— begin Stored records —
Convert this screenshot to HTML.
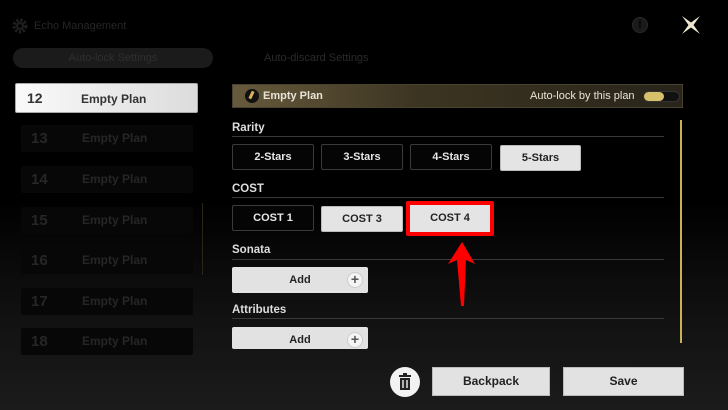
— end Stored records —
— begin Stored records —
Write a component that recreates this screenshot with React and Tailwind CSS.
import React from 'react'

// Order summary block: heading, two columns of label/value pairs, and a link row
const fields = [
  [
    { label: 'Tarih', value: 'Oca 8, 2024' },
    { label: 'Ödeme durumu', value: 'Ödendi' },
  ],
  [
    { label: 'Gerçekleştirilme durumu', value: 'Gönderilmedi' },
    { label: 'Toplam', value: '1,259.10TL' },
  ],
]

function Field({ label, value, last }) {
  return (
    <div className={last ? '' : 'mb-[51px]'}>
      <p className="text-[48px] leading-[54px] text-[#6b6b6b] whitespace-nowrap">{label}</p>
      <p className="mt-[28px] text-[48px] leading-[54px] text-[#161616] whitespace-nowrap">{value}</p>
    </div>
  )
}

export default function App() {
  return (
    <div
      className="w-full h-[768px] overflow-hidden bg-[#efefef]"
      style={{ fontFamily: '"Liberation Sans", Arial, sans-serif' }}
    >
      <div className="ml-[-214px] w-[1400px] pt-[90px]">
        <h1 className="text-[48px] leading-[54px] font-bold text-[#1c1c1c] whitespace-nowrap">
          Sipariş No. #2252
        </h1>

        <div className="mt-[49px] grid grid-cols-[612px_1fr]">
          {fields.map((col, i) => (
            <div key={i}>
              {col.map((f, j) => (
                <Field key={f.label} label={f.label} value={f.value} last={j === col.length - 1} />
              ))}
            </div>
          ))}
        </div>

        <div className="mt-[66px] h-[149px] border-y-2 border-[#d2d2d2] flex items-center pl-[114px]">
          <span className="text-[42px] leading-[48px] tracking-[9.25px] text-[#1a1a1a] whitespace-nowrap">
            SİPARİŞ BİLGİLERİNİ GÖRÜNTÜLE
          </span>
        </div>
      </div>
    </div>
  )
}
— end Stored records —
To be done:
Using the records above, gather all lines where the string "this" is present.

Response to the task:
Convert this screenshot to HTML.
Write a component that recreates this screenshot with React and Tailwind CSS.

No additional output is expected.